**GIVEN RECORDS**
━━━━━━━━━━━━━━━━━━━━
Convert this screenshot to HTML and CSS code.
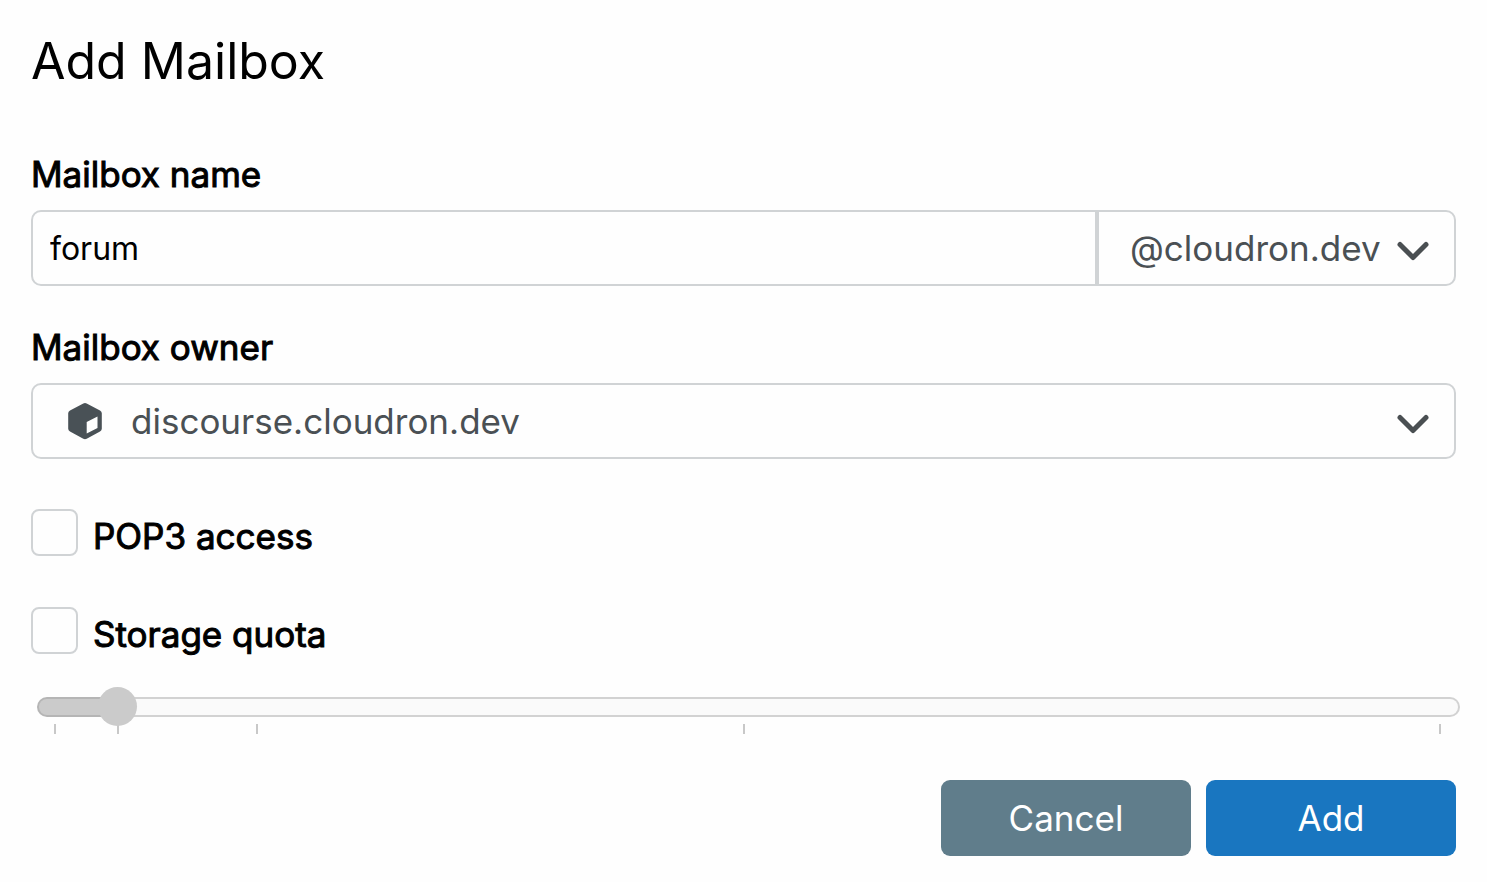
━━━━━━━━━━━━━━━━━━━━
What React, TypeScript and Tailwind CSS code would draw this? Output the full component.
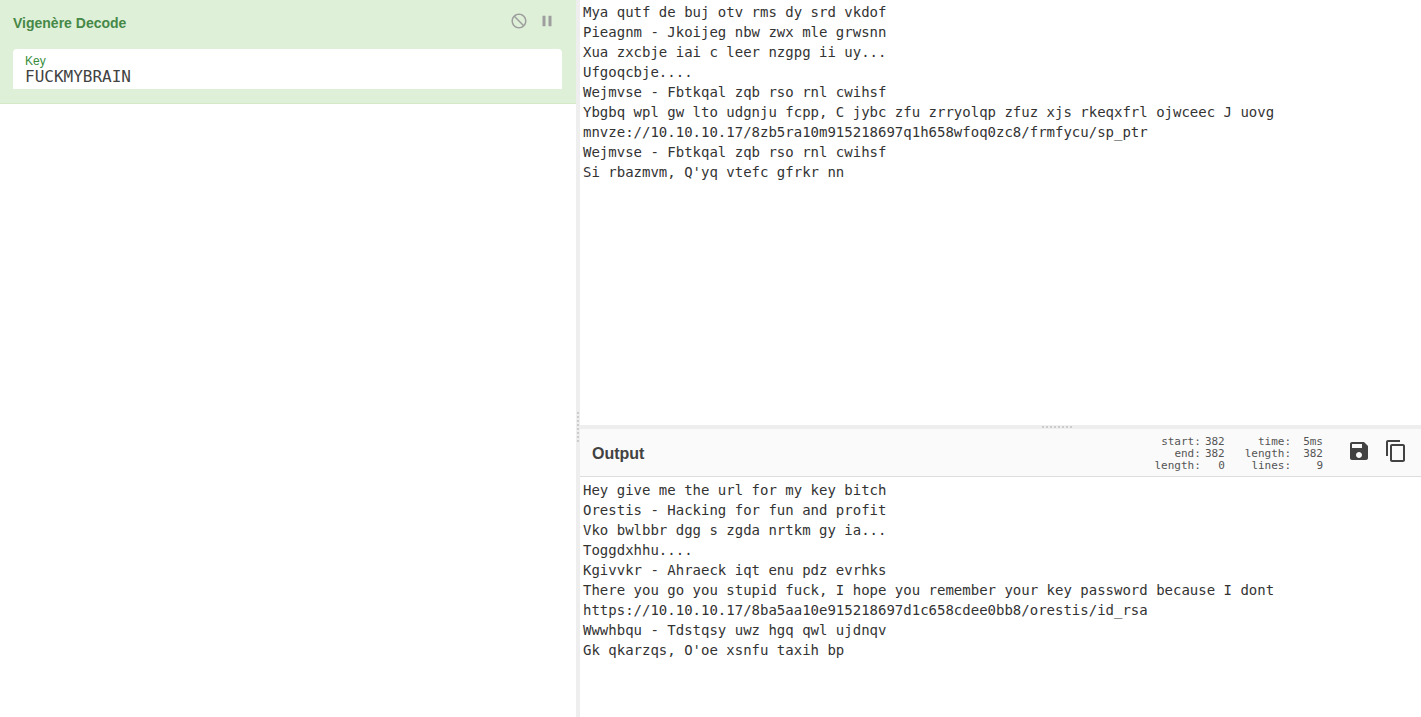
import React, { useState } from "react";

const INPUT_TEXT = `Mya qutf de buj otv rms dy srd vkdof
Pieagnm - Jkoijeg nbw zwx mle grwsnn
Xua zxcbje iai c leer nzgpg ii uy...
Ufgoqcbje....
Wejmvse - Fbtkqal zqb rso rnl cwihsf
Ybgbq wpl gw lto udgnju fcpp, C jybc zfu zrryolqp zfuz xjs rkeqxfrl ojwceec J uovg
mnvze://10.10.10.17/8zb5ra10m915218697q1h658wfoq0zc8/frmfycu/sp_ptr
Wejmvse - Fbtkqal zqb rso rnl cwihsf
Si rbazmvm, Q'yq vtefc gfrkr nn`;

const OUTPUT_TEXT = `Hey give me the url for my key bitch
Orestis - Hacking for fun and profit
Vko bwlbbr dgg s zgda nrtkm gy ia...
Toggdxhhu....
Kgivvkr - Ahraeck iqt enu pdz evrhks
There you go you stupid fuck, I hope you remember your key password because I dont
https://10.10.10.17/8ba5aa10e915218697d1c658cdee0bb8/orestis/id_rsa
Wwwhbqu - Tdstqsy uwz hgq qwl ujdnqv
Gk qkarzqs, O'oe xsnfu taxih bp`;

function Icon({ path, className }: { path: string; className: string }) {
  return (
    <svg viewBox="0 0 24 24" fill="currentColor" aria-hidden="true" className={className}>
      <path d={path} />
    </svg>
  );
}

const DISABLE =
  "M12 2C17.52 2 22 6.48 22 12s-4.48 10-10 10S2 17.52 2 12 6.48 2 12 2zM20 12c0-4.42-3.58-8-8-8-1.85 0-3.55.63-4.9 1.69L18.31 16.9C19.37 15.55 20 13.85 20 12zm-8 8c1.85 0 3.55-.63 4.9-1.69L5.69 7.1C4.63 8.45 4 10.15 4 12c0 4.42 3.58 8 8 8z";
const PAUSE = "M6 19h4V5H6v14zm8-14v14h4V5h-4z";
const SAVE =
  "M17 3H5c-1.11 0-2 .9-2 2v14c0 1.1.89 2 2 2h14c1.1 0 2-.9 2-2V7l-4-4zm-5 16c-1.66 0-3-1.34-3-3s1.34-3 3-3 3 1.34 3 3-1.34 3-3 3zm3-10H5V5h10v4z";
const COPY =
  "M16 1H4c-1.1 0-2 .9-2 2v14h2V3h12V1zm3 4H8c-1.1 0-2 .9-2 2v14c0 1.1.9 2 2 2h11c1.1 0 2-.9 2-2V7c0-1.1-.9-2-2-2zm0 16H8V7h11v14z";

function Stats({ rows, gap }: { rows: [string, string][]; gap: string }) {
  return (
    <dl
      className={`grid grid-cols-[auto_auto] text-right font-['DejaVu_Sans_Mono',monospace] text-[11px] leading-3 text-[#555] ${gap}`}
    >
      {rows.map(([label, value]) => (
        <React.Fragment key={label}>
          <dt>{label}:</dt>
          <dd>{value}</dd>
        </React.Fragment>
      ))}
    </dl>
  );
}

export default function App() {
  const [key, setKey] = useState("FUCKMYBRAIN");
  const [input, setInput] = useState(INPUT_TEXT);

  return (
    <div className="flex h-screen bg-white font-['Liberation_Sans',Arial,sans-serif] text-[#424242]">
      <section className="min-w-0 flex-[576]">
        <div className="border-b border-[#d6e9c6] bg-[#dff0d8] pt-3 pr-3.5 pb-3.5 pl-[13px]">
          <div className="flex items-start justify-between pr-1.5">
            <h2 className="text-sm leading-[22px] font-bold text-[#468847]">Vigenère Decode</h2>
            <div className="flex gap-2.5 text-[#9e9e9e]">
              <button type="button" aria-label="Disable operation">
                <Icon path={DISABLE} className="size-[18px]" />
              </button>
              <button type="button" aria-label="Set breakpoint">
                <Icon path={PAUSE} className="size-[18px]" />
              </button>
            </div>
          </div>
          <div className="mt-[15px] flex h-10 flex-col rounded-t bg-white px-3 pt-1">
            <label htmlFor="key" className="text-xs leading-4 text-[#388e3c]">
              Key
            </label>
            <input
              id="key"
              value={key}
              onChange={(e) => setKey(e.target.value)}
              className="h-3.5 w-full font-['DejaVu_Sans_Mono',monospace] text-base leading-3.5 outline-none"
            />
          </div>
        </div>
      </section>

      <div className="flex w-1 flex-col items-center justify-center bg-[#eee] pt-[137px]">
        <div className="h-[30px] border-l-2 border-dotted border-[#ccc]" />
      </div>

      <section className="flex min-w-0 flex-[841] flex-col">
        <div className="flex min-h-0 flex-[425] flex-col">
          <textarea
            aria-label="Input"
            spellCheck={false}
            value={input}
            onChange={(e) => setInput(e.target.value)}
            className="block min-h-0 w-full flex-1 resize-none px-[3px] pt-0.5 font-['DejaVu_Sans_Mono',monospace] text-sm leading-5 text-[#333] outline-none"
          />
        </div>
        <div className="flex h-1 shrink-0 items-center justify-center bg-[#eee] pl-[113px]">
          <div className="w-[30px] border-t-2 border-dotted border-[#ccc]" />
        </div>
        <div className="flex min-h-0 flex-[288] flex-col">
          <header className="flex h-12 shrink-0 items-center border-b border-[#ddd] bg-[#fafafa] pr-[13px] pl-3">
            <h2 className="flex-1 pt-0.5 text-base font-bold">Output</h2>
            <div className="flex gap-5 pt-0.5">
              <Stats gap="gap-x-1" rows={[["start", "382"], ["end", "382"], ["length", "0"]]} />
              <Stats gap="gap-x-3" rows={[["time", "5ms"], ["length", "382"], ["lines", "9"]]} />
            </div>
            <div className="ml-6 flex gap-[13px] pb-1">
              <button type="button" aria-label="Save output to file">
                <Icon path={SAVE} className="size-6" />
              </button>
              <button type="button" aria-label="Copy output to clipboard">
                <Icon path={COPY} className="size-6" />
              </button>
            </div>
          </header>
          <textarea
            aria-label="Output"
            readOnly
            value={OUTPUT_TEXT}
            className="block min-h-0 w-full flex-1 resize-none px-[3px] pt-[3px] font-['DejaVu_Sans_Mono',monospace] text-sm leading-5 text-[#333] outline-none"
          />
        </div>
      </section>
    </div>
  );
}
━━━━━━━━━━━━━━━━━━━━
Scan the records above for the string "full", then select every line that holds it.

What React, TypeScript and Tailwind CSS code would draw this? Output the full component.
              className="h-3.5 w-full font-['DejaVu_Sans_Mono',monospace] text-base leading-3.5 outline-none"
            className="block min-h-0 w-full flex-1 resize-none px-[3px] pt-0.5 font-['DejaVu_Sans_Mono',monospace] text-sm leading-5 text-[#333] outline-none"
            className="block min-h-0 w-full flex-1 resize-none px-[3px] pt-[3px] font-['DejaVu_Sans_Mono',monospace] text-sm leading-5 text-[#333] outline-none"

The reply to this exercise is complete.